In the 1850 U.S. Census, only 495 individuals (72 women) were counted of Polish origin in the whole United States. In ten years that number rose to 7,298; 309 here in Chicago. In 1864 Polish families formed the patronage of St. Stanislaus Kostka and bought land for a church—about a mile from St. Mary of the Angels towards downtown. A Polish diocesan priest, Fr. Joseph Juszkiewicz, administered the parish.

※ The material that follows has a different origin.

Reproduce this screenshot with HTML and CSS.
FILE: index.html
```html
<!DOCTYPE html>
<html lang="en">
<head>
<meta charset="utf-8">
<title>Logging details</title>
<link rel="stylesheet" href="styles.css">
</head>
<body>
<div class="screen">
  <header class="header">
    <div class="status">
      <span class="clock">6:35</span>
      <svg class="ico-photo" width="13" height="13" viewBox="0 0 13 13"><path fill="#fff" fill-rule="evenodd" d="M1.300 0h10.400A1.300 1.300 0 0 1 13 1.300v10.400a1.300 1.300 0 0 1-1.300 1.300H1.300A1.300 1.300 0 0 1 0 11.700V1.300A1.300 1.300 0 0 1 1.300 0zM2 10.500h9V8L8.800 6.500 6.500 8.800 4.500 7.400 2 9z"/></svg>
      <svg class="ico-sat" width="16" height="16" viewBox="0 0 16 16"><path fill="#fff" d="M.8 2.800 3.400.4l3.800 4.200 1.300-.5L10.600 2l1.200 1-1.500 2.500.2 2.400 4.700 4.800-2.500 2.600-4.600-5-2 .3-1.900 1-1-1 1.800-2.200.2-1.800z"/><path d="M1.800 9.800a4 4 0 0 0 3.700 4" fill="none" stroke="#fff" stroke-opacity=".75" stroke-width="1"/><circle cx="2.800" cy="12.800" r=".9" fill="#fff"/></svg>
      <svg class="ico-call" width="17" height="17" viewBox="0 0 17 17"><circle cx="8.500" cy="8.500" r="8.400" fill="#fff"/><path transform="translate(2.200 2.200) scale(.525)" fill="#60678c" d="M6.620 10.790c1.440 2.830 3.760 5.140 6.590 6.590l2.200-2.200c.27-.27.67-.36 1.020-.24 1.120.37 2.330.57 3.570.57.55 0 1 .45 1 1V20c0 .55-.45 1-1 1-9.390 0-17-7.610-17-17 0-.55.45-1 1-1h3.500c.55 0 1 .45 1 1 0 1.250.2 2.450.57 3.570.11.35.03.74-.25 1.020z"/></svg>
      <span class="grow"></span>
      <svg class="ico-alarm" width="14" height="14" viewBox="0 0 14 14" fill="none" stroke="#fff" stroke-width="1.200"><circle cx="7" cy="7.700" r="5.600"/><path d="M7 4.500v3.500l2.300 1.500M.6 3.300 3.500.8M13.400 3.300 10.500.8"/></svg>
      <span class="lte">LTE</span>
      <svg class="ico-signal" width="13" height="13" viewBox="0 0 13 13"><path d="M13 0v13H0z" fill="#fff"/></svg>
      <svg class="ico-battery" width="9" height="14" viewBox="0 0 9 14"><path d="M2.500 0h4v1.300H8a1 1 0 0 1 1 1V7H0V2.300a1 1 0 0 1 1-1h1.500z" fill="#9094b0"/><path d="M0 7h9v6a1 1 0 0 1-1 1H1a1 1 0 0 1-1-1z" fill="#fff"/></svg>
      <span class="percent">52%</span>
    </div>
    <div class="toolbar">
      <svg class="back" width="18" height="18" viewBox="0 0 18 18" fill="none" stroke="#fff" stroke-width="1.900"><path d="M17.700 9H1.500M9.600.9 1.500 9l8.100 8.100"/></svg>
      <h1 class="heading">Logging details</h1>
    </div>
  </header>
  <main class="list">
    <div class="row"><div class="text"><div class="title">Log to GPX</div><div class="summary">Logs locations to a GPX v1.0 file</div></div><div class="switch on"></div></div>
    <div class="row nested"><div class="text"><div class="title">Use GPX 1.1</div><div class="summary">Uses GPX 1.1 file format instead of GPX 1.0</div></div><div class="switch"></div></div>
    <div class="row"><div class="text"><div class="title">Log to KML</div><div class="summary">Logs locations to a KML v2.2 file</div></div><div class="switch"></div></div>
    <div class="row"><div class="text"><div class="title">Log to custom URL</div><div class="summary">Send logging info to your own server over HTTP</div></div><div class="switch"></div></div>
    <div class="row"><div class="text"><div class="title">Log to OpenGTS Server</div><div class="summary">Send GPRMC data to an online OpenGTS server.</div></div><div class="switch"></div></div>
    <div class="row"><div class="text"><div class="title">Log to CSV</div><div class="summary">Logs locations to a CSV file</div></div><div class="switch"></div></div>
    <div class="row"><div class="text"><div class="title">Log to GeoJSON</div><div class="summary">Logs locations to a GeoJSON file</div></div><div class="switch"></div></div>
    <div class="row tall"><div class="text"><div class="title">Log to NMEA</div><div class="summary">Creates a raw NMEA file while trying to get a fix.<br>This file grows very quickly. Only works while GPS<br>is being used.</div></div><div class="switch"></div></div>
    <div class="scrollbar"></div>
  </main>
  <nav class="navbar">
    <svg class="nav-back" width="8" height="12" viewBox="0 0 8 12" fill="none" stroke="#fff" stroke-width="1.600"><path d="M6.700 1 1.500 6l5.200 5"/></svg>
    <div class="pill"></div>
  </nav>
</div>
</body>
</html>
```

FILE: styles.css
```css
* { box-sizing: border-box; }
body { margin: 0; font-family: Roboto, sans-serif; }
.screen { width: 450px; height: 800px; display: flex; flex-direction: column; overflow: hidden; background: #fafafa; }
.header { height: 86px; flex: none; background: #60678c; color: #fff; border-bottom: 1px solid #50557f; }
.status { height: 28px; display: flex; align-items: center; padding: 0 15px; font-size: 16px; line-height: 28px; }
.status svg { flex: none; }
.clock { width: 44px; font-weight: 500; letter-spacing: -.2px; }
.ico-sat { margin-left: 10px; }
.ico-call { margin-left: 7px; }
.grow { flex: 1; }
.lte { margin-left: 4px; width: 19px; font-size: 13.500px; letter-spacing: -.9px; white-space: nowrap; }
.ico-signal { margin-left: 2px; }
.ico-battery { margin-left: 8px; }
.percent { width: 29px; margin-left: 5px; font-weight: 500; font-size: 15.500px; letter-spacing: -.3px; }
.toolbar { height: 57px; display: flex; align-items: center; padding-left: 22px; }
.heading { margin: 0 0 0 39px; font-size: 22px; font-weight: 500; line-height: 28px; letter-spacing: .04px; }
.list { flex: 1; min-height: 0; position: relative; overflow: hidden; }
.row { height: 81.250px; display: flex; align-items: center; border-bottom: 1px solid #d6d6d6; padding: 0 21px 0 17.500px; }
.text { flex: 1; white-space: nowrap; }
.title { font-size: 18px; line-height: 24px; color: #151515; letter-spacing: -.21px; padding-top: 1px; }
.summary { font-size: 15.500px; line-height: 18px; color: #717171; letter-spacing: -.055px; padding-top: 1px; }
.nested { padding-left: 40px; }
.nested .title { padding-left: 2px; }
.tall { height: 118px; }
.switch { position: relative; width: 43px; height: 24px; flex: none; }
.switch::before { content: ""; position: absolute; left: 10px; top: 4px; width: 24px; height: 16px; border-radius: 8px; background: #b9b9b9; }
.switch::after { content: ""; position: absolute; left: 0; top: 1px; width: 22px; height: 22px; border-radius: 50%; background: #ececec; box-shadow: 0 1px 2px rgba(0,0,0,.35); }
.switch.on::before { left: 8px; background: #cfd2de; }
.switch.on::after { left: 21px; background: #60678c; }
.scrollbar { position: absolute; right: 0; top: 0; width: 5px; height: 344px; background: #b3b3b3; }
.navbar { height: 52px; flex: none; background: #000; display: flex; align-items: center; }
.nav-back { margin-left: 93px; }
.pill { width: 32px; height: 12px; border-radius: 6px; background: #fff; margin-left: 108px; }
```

Like many other nationalities, Polish immigrants saw America as the “Land of Opportunity” while maintaining their national heritage and their strong faith in God. Before the immigration influx, the Bucktown area of Chicago was mostly open fields used to pasture goats and sheep (the Polish people called male goats “bucks”). Many people fled war-torn Poland in the 1830s to come to the United States. They first settled in area that was Jefferson Township and Holstein (west and east of Western Avenue between North Avenue and Devon). Later Bucktown became the focus of the Polish Community. Germans, Irish, and Lithuanians had also settled here.

In 1864—the year St. Stanislaus Kostka was formed—Annunciation Parish was established to serve the English-speaking Irish Catholics who lived along the Chicago River. In 1874 it moved to the corner of Paulina and Wabansia, just a block south of our St. Mary of the Angels Church and was closed and razed in 1978. The Lithuanians built St. Michael’s Catholic Church on Wabansia, between Paulina and Marshfield, in 1904 to serve the more than 2,000 Lithuanians each Sunday (St. Michael’s was merged with Annunciation in 1970 and torn down).

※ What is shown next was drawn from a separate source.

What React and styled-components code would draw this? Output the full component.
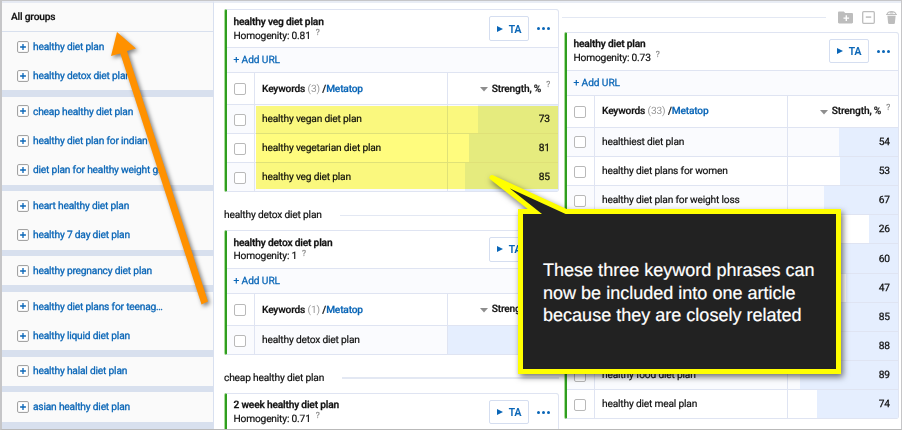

The pastor of Holy Name Cathedral, Fr. Joseph Roles, went to Rome and approached Fr. Jerome Kajsiewicz CR superior general of the newly founded Congregation of the Resurrectionists, asking him to supply priests for Chicago’s Polish and Bohemian immigrants. Fr. Kajsiewicz visited Chicago in 1871 and he met with Bishop Foley who formally agreed to entrust the Polish missions in Chicago to the Resurrectionists for the next ninety-nine years. The Resurrectionists then took possession of St. Stanislaus Kostka parish.

[Insert Fr. Jerome Kajsiewicz CR detail from Sacred Heart chapel painting]

The real influx of Polish—along with Lithuanian and Italian Catholics—began in earnest in the late 1880s, and as immigrants poured into the city the bishop of Chicago had to establish more Polish churches: first was St. Josaphat in 1884 and then St. Hedwig in 1888. These were followed by St. John Cantius (1892), Holy Trinity (1893), St. Stanislaus Bishop-Martyr (a mission church from 1893–1901), and St. Hyacinth (1894).